Skagit Valley businesses tally losses, celebrate opening of I-5 bridge
Jun 19, 2013, 12:40 PM | Updated: 1:00 pm
(WSDOT Flickr image)
Business owners across Skagit County are breathing a collective sigh of relief after Wednesday’s reopening of the I-5 Skagit River bridge.
“It’s like the weight of the world is off our shoulders with this thing open,” Paul Pickering, owner of Max Dale’s Steak and Chop House in Mount Vernon, tells KIRO Radio’s Luke Burbank Show.
Pickering’s restaurant is right on one of the main detour routes used after the bridge collapse May 23. The road became gridlocked with cars and trucks trying to get back on the interstate. And no one was stopping.

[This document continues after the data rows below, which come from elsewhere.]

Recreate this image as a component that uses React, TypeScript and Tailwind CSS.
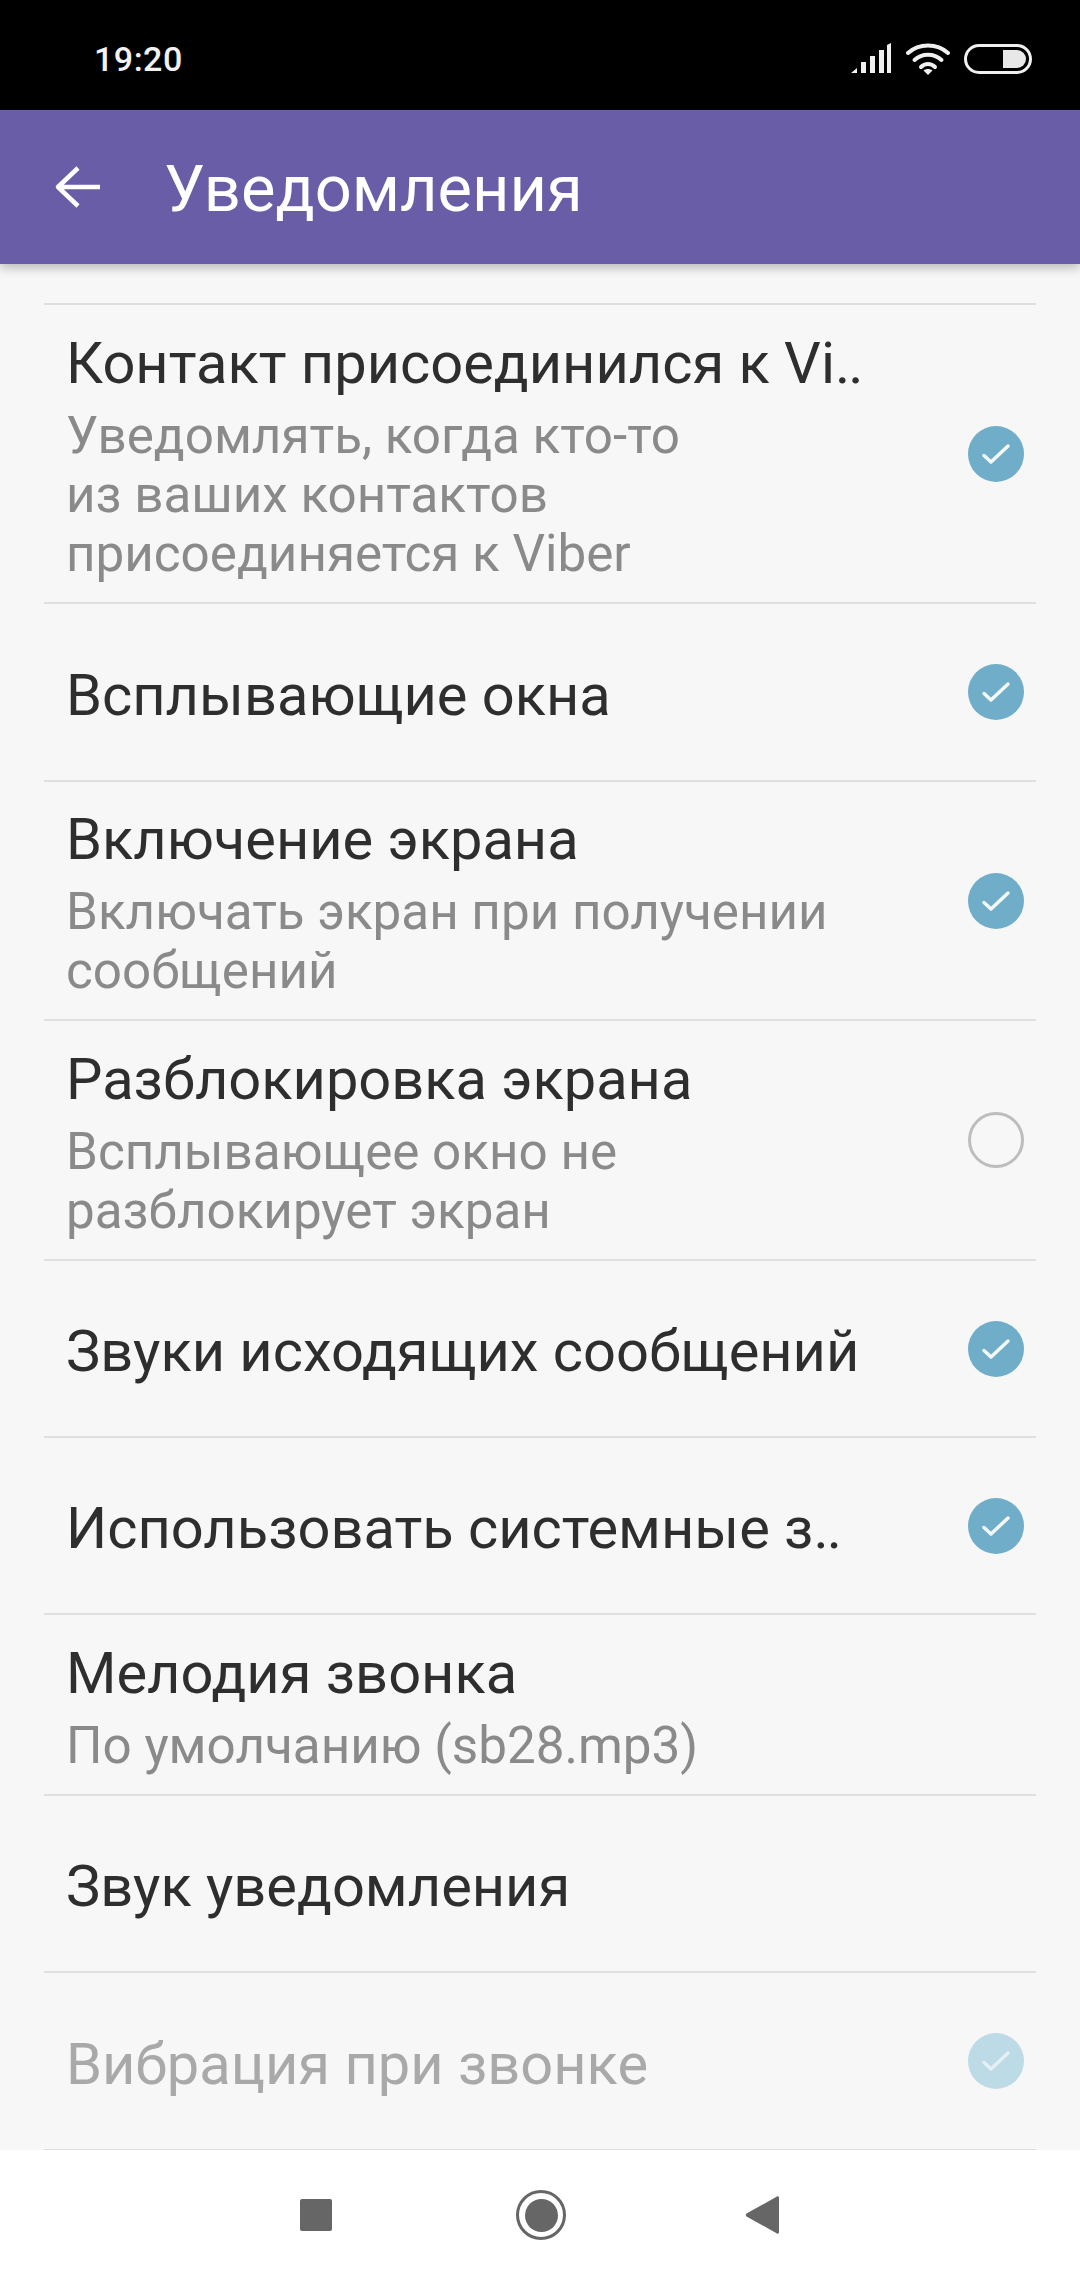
import React from 'react';

type Setting = {
  title: string;
  cut?: boolean; // title was shortened, ends with two tight dots
  lines?: string[];
  check?: 'on' | 'off';
  disabled?: boolean;
  height: string;
};

const settings: Setting[] = [
  {
    title: 'Контакт присоединился к Vi',
    cut: true,
    lines: ['Уведомлять, когда кто-то', 'из ваших контактов', 'присоединяется к Viber'],
    check: 'on',
    height: 'h-[299px]',
  },
  { title: 'Всплывающие окна', check: 'on', height: 'h-[178px]' },
  {
    title: 'Включение экрана',
    lines: ['Включать экран при получении', 'сообщений'],
    check: 'on',
    height: 'h-[239px]',
  },
  {
    title: 'Разблокировка экрана',
    lines: ['Всплывающее окно не', 'разблокирует экран'],
    check: 'off',
    height: 'h-[240px]',
  },
  { title: 'Звуки исходящих сообщений', check: 'on', height: 'h-[177px]' },
  { title: 'Использовать системные з', cut: true, check: 'on', height: 'h-[177px]' },
  { title: 'Мелодия звонка', lines: ['По умолчанию (sb28.mp3)'], height: 'h-[181px]' },
  { title: 'Звук уведомления', height: 'h-[177px]' },
  { title: 'Вибрация при звонке', check: 'on', disabled: true, height: 'h-[178px]' },
];

const CheckMark = ({ state, disabled }: { state: 'on' | 'off'; disabled?: boolean }) => {
  if (state === 'off') {
    return <div className="w-[56px] h-[56px] rounded-full border-[3px] border-[#bdbdbd] shrink-0" />;
  }
  return (
    <div
      className={`w-[56px] h-[56px] rounded-full flex items-center justify-center shrink-0 ${
        disabled ? 'bg-[#bcdbe7]' : 'bg-[#6fadc9]'
      }`}
    >
      <svg width="30" height="24" viewBox="0 0 30 24" fill="none">
        <path
          d="M3 13.5 L10 20 L27 4"
          stroke={disabled ? '#e4f0f5' : '#f4f9fb'}
          strokeWidth="3.5"
          strokeLinecap="round"
          strokeLinejoin="round"
        />
      </svg>
    </div>
  );
};

const SettingRow = ({ item }: { item: Setting }) => (
  <div className={`${item.height} flex items-center border-b-2 border-[#dfdfdf] pl-[22px] pr-[12px]`}>
    <div className="flex-1 min-w-0 pt-[5px]">
      <div
        className={`text-[57.8px] leading-[66px] whitespace-nowrap ${
          item.disabled ? 'text-[#a9a9a9]' : 'text-[#2e2e2e]'
        }`}
      >
        {item.title}
        {item.cut && <span className="tracking-[-2px]">..</span>}
      </div>
      {item.lines && (
        <div className="mt-[10px]">
          {item.lines.map((line) => (
            <div key={line} className="text-[51.2px] leading-[59px] text-[#8a8a8a] whitespace-nowrap">
              {line}
            </div>
          ))}
        </div>
      )}
    </div>
    {item.check && <CheckMark state={item.check} disabled={item.disabled} />}
  </div>
);

const StatusIcons = () => (
  <div className="flex items-center gap-[14px]">
    <svg width="42" height="32" viewBox="0 0 42 32" fill="#f0f0f0">
      <path d="M1 30 L7 25 V30 Z" />
      <rect x="11" y="19" width="5" height="11" />
      <rect x="20" y="13" width="5" height="17" />
      <rect x="29" y="7" width="5" height="23" />
      <path d="M37 2 L41 0 V30 H37 Z" />
    </svg>
    <svg width="44" height="34" viewBox="0 0 44 34" fill="none" stroke="#f0f0f0" strokeWidth="4" strokeLinecap="round">
      <path d="M2 11 C13 1 31 1 42 11" />
      <path d="M8.5 18 C16 11 28 11 35.5 18" />
      <path d="M15 25 C19 21 25 21 29 25" />
      <path d="M22 33 L17.5 28.5 C20 26.5 24 26.5 26.5 28.5 Z" fill="#f0f0f0" stroke="none" />
    </svg>
    <div className="w-[68px] h-[30px] rounded-full border-[3px] border-[#f0f0f0] flex items-center justify-end pr-[3px]">
      <div className="w-[23px] h-[18px] bg-[#e8e8e8] rounded-r-full" />
    </div>
  </div>
);

export default function App() {
  return (
    <div className="w-[1080px] h-[2280px] flex flex-col bg-[#f7f7f7] overflow-hidden font-['Roboto',sans-serif]">
      <div className="h-[110px] bg-black flex items-center justify-between pl-[94px] pr-[48px] pt-[8px] shrink-0 text-white">
        <span className="text-[34px] font-medium tracking-[0.5px] text-[#f2f2f2]">19:20</span>
        <StatusIcons />
      </div>

      <div className="relative z-10 h-[154px] bg-[#695da8] flex items-center shrink-0 shadow-[0_4px_10px_rgba(0,0,0,0.25)]">
        <svg className="ml-[54px] shrink-0" width="47" height="46" viewBox="0 0 47 46" fill="none">
          <path
            d="M46 23 H4 M24 4 L4 23 L24 42"
            stroke="#ffffff"
            strokeWidth="4.5"
            strokeLinejoin="round"
          />
        </svg>
        <span className="ml-[63px] pt-[5px] text-[65px] text-white">Уведомления</span>
      </div>

      <div className="flex-1 min-h-0 pt-[39px] mx-[44px] overflow-hidden">
        <div className="border-t-2 border-[#dfdfdf]">
          {settings.map((item) => (
            <SettingRow key={item.title} item={item} />
          ))}
        </div>
      </div>

      <div className="h-[130px] bg-white flex items-center shrink-0 pl-[300px]">
        <div className="w-[32px] h-[32px] bg-[#666666] rounded-[2px]" />
        <div className="ml-[184px] w-[50px] h-[50px] rounded-full border-[3px] border-[#666666] flex items-center justify-center">
          <div className="w-[33px] h-[33px] rounded-full bg-[#666666]" />
        </div>
        <svg className="ml-[179px]" width="35" height="38" viewBox="0 0 35 38" fill="#666666">
          <path d="M34 2 V36 C34 37.5 33 38 32 37.4 L1.5 20.5 C0.5 19.8 0.5 18.2 1.5 17.5 L32 0.6 C33 0 34 0.5 34 2 Z" />
        </svg>
      </div>
    </div>
  );
}
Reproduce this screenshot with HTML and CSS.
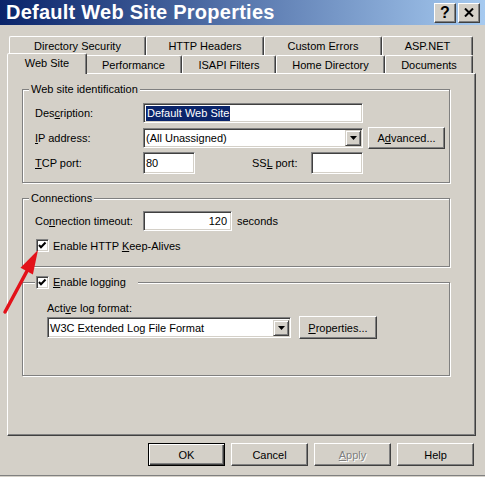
FILE: index.html
```html
<!DOCTYPE html>
<html lang="en">
<head>
  <meta charset="UTF-8" />
  <meta name="viewport" content="width=device-width, initial-scale=1.0" />
  <title>Default Web Site Properties</title>
  <link rel="stylesheet" href="styles.css">
</head>
<body>
  <div class="window">
    <div class="titlebar">
      <span class="title">Default Web Site Properties</span>
      <div class="caption-buttons">
        <span class="caption-btn">?</span>
        <span class="caption-btn">
          <svg width="10" height="9" viewBox="0 0 10 9"><path d="M1 0.5 L9 8.5 M9 0.5 L1 8.5" stroke="#000" stroke-width="2"/></svg>
        </span>
      </div>
    </div>

    <div class="tabstrip">
      <div class="tab-row back">
        <span class="tab tab-dirsec">Directory Security</span>
        <span class="tab tab-headers">HTTP Headers</span>
        <span class="tab tab-errors">Custom Errors</span>
        <span class="tab tab-aspnet">ASP.NET</span>
      </div>
      <div class="tab-row front">
        <span class="tab tab-website active">Web Site</span>
        <span class="tab tab-perf">Performance</span>
        <span class="tab tab-isapi">ISAPI Filters</span>
        <span class="tab tab-homedir">Home Directory</span>
        <span class="tab tab-docs">Documents</span>
      </div>
    </div>

    <div class="tab-page">
      <div class="group group-ident">
        <span class="group-caption">Web site identification</span>
        <div class="field-row row-desc">
          <span class="field-label">Des<u>c</u>ription:</span>
          <div class="textbox wide"><span class="selected-text">Default Web Site</span></div>
        </div>
        <div class="field-row row-ip">
          <span class="field-label"><u>I</u>P address:</span>
          <div class="combo wide">
            <span class="combo-text">(All Unassigned)</span>
            <span class="combo-arrow"><svg width="7" height="4" viewBox="0 0 7 4"><path d="M0 0 H7 L3.5 4 Z" fill="#000"/></svg></span>
          </div>
          <span class="btn btn-advanced">A<u>d</u>vanced...</span>
        </div>
        <div class="field-row row-ports">
          <span class="field-label"><u>T</u>CP port:</span>
          <div class="textbox port">80</div>
          <span class="ssl-label">SS<u>L</u> port:</span>
          <div class="textbox port"></div>
        </div>
      </div>

      <div class="group group-conn">
        <span class="group-caption">Connections</span>
        <div class="field-row row-timeout">
          <span class="field-label">Co<u>n</u>nection timeout:</span>
          <div class="textbox timeout">120</div>
          <span class="unit">seconds</span>
        </div>
        <div class="check-row">
          <span class="checkbox"><svg width="11" height="11" viewBox="0 0 11 11"><polyline points="2,5 4,7.3 8.5,2.5" fill="none" stroke="#000" stroke-width="2"/></svg></span>
          <span>Enable HTTP <u>K</u>eep-Alives</span>
        </div>
      </div>

      <div class="group group-logging">
        <span class="group-caption check-caption">
          <span class="checkbox"><svg width="11" height="11" viewBox="0 0 11 11"><polyline points="2,5 4,7.3 8.5,2.5" fill="none" stroke="#000" stroke-width="2"/></svg></span>
          <span><u>E</u>nable logging</span>
        </span>
        <div class="log-label">Acti<u>v</u>e log format:</div>
        <div class="field-row row-logformat">
          <div class="combo logformat">
            <span class="combo-text">W3C Extended Log File Format</span>
            <span class="combo-arrow"><svg width="7" height="4" viewBox="0 0 7 4"><path d="M0 0 H7 L3.5 4 Z" fill="#000"/></svg></span>
          </div>
          <span class="btn btn-props"><u>P</u>roperties...</span>
        </div>
      </div>
    </div>

    <div class="dialog-buttons">
      <span class="btn default">OK</span>
      <span class="btn">Cancel</span>
      <span class="btn disabled"><u>A</u>pply</span>
      <span class="btn">Help</span>
    </div>

    <!-- red callout pointing at the keep-alive checkbox -->
    <svg class="pointer-arrow" width="45" height="72" viewBox="0 0 45 72">
      <line x1="5" y1="67" x2="27" y2="26" stroke="#e3121a" stroke-width="3.5" stroke-linecap="round"/>
      <polygon points="38,5 20.5,22.8 32.9,29.4" fill="#e3121a"/>
    </svg>
  </div>
</body>
</html>
```

FILE: styles.css
```css
* { box-sizing: border-box; }
body {
  margin: 0;
  background: #d4d0c8;
  font-family: "Liberation Sans", Arial, sans-serif;
  font-size: 11px;
  color: #000;
}
u { text-underline-offset: 1px; }

.window {
  position: relative;
  width: 485px;
  height: 476px;
  border-bottom: 1px solid #808080;
  overflow: hidden;
}

/* title bar */
.titlebar {
  display: flex;
  align-items: center;
  justify-content: space-between;
  height: 25px;
  padding: 0 5px 0 6px;
  background: linear-gradient(to right, #0a246a, #a6caf0);
}
.title {
  color: #fff;
  font-weight: bold;
  font-size: 20px;
  letter-spacing: 0.25px;
  line-height: 25px;
  white-space: nowrap;
}
.caption-buttons { display: flex; gap: 2px; }
.caption-btn {
  display: flex;
  align-items: center;
  justify-content: center;
  width: 22px;
  height: 20px;
  background: #d4d0c8;
  border: 1px solid;
  border-color: #fff #404040 #404040 #fff;
  box-shadow: inset -1px -1px #808080;
  font-weight: bold;
  font-size: 16px;
  line-height: 1;
}

/* tabs */
.tabstrip { padding: 11px 0 0 9px; }
.tab-row { display: flex; }
.tab-row.back { height: 19px; }
.tab-row.front { height: 18px; align-items: flex-end; }
.tab {
  display: flex;
  align-items: center;
  justify-content: center;
  height: 100%;
  border: 1px solid;
  border-bottom: 0;
  border-color: #fff #404040 transparent #fff;
  box-shadow: inset -1px 0 #808080;
  border-radius: 2px 2px 0 0;
  white-space: nowrap;
}
.tab.active {
  position: relative;
  z-index: 1;
  height: 21px;
  margin: 0 -2px -1px;
  padding-bottom: 2px;
  background: #d4d0c8;
}
.tab-dirsec { width: 137px; }
.tab-headers { width: 118px; }
.tab-errors { width: 118px; }
.tab-aspnet { width: 91px; }
.tab-website { width: 80px; }
.tab-perf { width: 97px; }
.tab-isapi { width: 94px; }
.tab-homedir { width: 109px; }
.tab-docs { width: 88px; }

.tab-page {
  width: 469px;
  height: 363px;
  margin-left: 7px;
  padding-top: 15px;
  border: 1px solid;
  border-color: #fff #404040 #404040 #fff;
  box-shadow: inset -1px -1px #808080;
}

/* group boxes */
.group {
  width: 428px;
  margin: 15px 0 0 14px;
  padding-left: 12px;
  border: 1px solid #808080;
  box-shadow: 1px 1px 0 #fff, inset 1px 1px 0 #fff;
}
.group:first-child { margin-top: 0; }
.group-caption {
  display: block;
  width: fit-content;
  margin: -7px 0 0 -6px;
  padding: 0 2px;
  line-height: 13px;
  background: #d4d0c8;
}
.group-ident { padding-bottom: 8px; }
.group-conn { padding-bottom: 14px; }
.group-logging { padding-left: 24px; padding-bottom: 36px; }

.field-row { display: flex; align-items: center; }
.field-label { width: 108px; flex: none; }
.row-desc { margin-top: 7px; height: 20px; }
.row-ip { margin-top: 4px; height: 22px; }
.row-ports { margin-top: 3px; height: 22px; }
.row-timeout { margin-top: 6px; height: 20px; }

/* sunken edit fields */
.textbox, .combo {
  display: flex;
  align-items: center;
  height: 20px;
  padding: 0 2px;
  background: #fff;
  border: 1px solid;
  border-color: #808080 #fff #fff #808080;
  box-shadow: inset 1px 1px #404040, inset -1px -1px #d4d0c8;
  white-space: nowrap;
}
.wide { width: 220px; }
.port { width: 52px; height: 22px; }
.timeout { width: 89px; justify-content: flex-end; padding-right: 4px; }
.selected-text {
  display: inline-block;
  padding: 0 1px;
  line-height: 15px;
  background: #0a246a;
  color: #fff;
}
.ssl-label { width: 59px; margin-left: 57px; }
.unit { margin-left: 5px; }

.combo { padding: 0 2px 0 2px; }
.combo-text { flex: 1; }
.combo-arrow {
  display: flex;
  align-items: center;
  justify-content: center;
  width: 16px;
  height: 16px;
  background: #d4d0c8;
  border: 1px solid;
  border-color: #d4d0c8 #404040 #404040 #d4d0c8;
  box-shadow: inset 1px 1px #fff, inset -1px -1px #808080;
}
.combo .combo-arrow { margin-right: -1px; }

/* raised push buttons */
.btn {
  display: flex;
  align-items: center;
  justify-content: center;
  height: 23px;
  background: #d4d0c8;
  border: 1px solid;
  border-color: #fff #404040 #404040 #fff;
  box-shadow: inset -1px -1px #808080;
  white-space: nowrap;
}
.btn-advanced { width: 77px; height: 22px; margin-left: 5px; }
.btn-props { width: 78px; margin-left: 8px; }
.btn.default {
  border: 1px solid #000;
  box-shadow: inset 1px 1px #fff, inset -1px -1px #404040, inset -2px -2px #808080;
}
.btn.disabled { color: #808080; text-shadow: 1px 1px 0 #fff; }

/* check boxes */
.check-row {
  display: flex;
  align-items: center;
  gap: 4px;
  height: 13px;
  margin: 8px 0 0 1px;
}
.checkbox {
  flex: none;
  width: 13px;
  height: 13px;
  background: #fff;
  border: 1px solid;
  border-color: #808080 #fff #fff #808080;
  box-shadow: inset 1px 1px #404040, inset -1px -1px #d4d0c8;
}
.checkbox svg { display: block; }
.check-caption {
  display: flex;
  align-items: center;
  gap: 4px;
  height: 13px;
  margin-left: -12px;
  padding: 0 12px 0 1px;
}

.log-label { margin-top: 13px; line-height: 13px; }
.row-logformat { margin-top: 1px; height: 23px; }
.logformat { width: 244px; height: 21px; }

.dialog-buttons {
  display: flex;
  justify-content: flex-end;
  gap: 6px;
  margin-top: 7px;
  padding-right: 11px;
}
.dialog-buttons .btn { width: 77px; }

.pointer-arrow {
  position: absolute;
  left: 0;
  top: 245px;
}
```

“It was really stressful,” Pickering says. “Our front entrance is right on Riverside Drive and to get in the restaurant, as many people know, was really almost impossible.”
Luke was one of those stuck in the gridlock on a recent drive. The last thing on his mind was taking even longer to get where he was going.
“You were in survival mode because there were these long crazy backups and you were just trying to not lose your place in the line.”
The restaurant caters mainly to locals, who avoided the area altogether. Pickering estimates sales dropped about 55 percent in the first ten days after the bridge collapse.
Pickering has plenty of praise for state engineers who got the bridge reopened so quickly. But he calls the second closure of I-5 in the past five years “unacceptable.”
There’s been plenty of talk of lawsuits against the company that owns the truck that crashed into the bridge and the driver. But Pickering says it’s not a priority.
“Right now we’re just trying to get people back into the restaurant and worry about that part later. I do know for us every dollar that we lost is gone forever.”